**YOUR GOAL**: Set down, please, exactly the lines below that run from the line with "Rebuild this screenshot as a component, using" to the line with "</TreeStrip>", both lines included.

(Rows from a dataset of pages and code)
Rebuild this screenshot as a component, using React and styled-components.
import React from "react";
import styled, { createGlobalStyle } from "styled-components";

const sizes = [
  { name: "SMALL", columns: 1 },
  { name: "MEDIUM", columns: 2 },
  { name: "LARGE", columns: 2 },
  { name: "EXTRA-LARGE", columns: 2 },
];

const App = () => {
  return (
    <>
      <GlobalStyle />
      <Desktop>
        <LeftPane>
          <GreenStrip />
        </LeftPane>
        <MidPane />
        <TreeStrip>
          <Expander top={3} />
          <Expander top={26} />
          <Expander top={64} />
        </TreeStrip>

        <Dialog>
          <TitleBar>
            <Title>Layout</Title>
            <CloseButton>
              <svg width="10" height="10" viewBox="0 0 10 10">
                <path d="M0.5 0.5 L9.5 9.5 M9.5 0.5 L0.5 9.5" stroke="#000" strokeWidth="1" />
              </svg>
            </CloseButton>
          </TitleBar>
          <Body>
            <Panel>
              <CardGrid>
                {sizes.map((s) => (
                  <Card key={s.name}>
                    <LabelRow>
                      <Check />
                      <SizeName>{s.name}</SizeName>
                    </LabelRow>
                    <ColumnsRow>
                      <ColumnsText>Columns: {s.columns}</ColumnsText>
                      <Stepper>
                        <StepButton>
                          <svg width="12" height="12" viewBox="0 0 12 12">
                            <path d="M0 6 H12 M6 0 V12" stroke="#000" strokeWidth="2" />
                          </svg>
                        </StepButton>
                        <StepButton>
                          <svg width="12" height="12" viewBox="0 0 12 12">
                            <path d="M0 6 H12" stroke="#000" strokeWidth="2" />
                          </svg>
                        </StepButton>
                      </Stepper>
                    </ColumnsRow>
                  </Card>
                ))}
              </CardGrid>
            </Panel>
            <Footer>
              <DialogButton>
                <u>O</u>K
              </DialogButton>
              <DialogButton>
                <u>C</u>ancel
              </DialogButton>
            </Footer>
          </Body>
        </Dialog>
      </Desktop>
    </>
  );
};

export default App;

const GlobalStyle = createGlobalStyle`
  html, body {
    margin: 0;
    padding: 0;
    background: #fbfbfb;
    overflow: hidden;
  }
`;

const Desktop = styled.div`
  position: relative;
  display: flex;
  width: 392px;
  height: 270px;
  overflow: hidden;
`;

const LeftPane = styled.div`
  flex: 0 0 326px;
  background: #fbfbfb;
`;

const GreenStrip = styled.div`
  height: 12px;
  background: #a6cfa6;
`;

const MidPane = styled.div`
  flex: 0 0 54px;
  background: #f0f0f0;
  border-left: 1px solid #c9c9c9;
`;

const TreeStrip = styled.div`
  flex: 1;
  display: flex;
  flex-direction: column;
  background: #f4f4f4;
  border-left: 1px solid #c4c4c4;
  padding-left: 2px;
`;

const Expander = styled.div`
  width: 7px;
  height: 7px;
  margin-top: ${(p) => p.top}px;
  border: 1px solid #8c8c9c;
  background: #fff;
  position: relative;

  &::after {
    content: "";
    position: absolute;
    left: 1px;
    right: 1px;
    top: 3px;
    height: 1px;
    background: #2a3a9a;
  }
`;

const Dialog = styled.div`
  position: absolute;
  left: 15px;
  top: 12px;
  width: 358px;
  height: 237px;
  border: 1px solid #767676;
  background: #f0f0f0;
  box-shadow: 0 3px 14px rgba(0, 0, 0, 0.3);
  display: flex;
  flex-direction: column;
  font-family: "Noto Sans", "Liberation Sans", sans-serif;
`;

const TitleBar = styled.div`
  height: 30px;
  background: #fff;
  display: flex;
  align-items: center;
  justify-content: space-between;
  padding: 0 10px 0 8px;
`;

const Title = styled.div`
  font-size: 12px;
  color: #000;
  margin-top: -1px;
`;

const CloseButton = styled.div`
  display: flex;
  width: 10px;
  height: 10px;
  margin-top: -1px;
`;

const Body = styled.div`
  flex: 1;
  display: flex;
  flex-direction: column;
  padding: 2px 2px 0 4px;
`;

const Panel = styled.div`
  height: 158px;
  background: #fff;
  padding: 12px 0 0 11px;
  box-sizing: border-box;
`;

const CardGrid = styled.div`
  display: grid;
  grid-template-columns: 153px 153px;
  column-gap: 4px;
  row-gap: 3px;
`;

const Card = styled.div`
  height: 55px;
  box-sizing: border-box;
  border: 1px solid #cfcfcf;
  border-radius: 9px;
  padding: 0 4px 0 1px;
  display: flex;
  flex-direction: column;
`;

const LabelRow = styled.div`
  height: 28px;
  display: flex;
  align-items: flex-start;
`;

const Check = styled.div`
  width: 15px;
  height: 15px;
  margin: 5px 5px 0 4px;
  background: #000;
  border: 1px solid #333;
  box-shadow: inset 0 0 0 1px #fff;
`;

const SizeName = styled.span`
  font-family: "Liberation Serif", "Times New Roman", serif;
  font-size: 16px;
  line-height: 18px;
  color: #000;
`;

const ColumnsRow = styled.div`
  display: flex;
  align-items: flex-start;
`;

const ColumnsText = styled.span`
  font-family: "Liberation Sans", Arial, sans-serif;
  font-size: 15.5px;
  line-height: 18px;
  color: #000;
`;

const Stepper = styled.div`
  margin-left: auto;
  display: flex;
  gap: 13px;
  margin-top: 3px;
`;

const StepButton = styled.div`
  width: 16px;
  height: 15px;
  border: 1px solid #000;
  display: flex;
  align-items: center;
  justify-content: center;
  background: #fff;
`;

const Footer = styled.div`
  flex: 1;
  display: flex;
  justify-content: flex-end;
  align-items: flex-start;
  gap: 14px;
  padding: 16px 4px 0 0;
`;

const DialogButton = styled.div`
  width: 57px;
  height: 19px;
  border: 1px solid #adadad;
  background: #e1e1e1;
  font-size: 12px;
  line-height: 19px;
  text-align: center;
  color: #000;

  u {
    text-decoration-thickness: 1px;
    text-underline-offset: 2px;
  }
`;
* * *
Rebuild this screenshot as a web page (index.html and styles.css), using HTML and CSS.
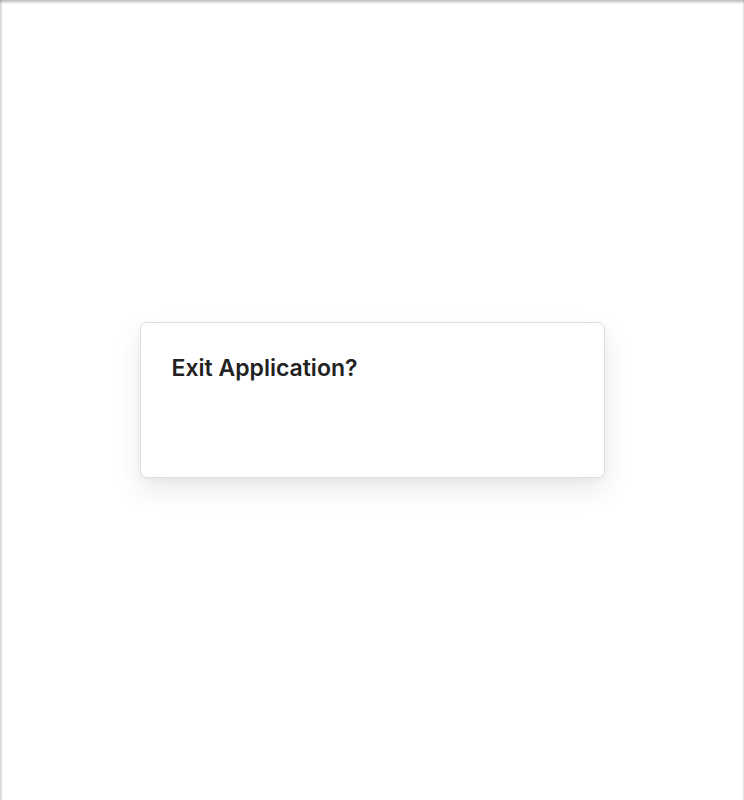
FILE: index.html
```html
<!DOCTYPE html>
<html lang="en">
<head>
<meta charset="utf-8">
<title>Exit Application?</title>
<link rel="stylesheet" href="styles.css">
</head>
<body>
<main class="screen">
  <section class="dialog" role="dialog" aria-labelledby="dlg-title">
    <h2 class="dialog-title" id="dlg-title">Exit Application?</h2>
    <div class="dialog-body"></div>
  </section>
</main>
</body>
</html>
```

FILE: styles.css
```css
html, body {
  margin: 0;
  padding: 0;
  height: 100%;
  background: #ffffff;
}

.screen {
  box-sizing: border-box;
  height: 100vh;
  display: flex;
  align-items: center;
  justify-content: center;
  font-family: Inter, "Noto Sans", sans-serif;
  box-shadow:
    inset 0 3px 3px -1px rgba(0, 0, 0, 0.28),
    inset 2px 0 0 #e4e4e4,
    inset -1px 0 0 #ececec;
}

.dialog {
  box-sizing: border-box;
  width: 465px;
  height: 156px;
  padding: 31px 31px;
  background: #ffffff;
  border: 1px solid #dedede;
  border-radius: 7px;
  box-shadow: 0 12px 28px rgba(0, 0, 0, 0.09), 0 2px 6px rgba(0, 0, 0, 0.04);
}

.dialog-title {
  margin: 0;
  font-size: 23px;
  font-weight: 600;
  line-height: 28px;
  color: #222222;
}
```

**SOLUTION**:
Rebuild this screenshot as a component, using React and styled-components.
import React from "react";
import styled, { createGlobalStyle } from "styled-components";

const sizes = [
  { name: "SMALL", columns: 1 },
  { name: "MEDIUM", columns: 2 },
  { name: "LARGE", columns: 2 },
  { name: "EXTRA-LARGE", columns: 2 },
];

const App = () => {
  return (
    <>
      <GlobalStyle />
      <Desktop>
        <LeftPane>
          <GreenStrip />
        </LeftPane>
        <MidPane />
        <TreeStrip>
          <Expander top={3} />
          <Expander top={26} />
          <Expander top={64} />
        </TreeStrip>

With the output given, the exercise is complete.